Some schools will play football this weekend, some schools won't.

During a Wednesday of decision-making that mirrored the complex and fractious nature of college football's power brokers, conference commissioners went separate ways in determining whether to play Saturday games in the wake of Tuesday's terrorist attacks on the United States.

The NCAA announced Tuesday it would leave the decisions to its members. The conferences, not unlike the vast areas they represent, were all over the map.

In the end, nearly three dozen of the 116 Division I and I-AA games scheduled for this weekend will not be played, and only 12 schools ranked in the top 25 will be in action.

The Big East and Atlantic Coast Conference postponed all games, including the ACC showdown Saturday in Tallahassee between Georgia Tech and Florida State, but the Southeastern Conference showdown between No. 8 Tennessee and No. 2 Florida will be played in Gainesville.

The Pacific 10 Conference stuck with its decision to postpone its lone conference game, Arizona State at UCLA. Oregon, USC and Arizona have byes this weekend.

Three Pac-10 non-conference games - Washington at Miami, California at Rutgers and Stanford at San Jose State - were postponed by mutual consent of the universities.

Pac-10 Commissioner Tom Hansen said two other games involving conference schools - Colorado at Washington State and Montana State at Oregon State - would be played as scheduled "if they can make the arrangements."

Six of the 10 games involving Big Ten schools will be played. The exceptions are Penn State at Virginia, San Diego State at Ohio State, Notre Dame at Purdue, and Navy at Northwestern.

"It's not like we're playing Western Kentucky," Northwestern Athletic Director Rick Taylor said. "It's the Naval Academy and the Pentagon. We had great, great, respect for their feelings. It was an easily reached mutual decision."

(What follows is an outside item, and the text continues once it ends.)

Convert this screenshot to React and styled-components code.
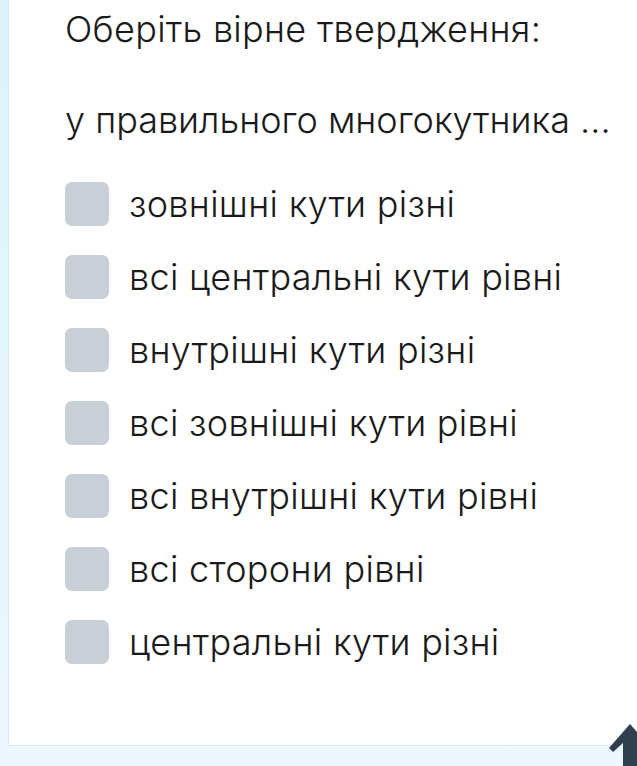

Notre Dame is a member of the Big East in all sports except football, in which it remains independent, but the Irish elected to honor the Big East's decision not to play. The Purdue-Notre Dame game has been moved to Dec. 1.

"In a nutshell, the magnitude of this travesty warrants a pretty significant mourning period for the nation," Notre Dame Athletic Director Kevin White said.

The Big 12 Conference will also play a limited schedule.

Nebraska decided late Wednesday to move its home game with Rice to Sept. 20, yet the Southeastern Conference has decided to play all nine games involving conference teams, including a match-up of No. 8 Tennessee at No. 2 Florida in Gainesville.

Hansen favored postponing all games this weekend, and tried to forward his opinion on a Wednesday conference call of Division I commissioners.

He soon realized that there was not going to be a consensus.

"Quite a few people wanted to reach a unified national position, but right from the start it was clear the SEC was going to play regardless," Hansen said.

When it became clear several school were going to play, Hansen said he became less adamant about two of his member schools, Oregon State and Washington State, not playing its scheduled home games.

The SEC issued a release defending its decision to play its full schedule.

SEC Commissioner Roy Kramer said his office conferred with the White House on the matter and was encouraged to "move forward."

"We are following the guidelines of the president of the United States, not the guidelines of the Southeastern Conference," Kramer said.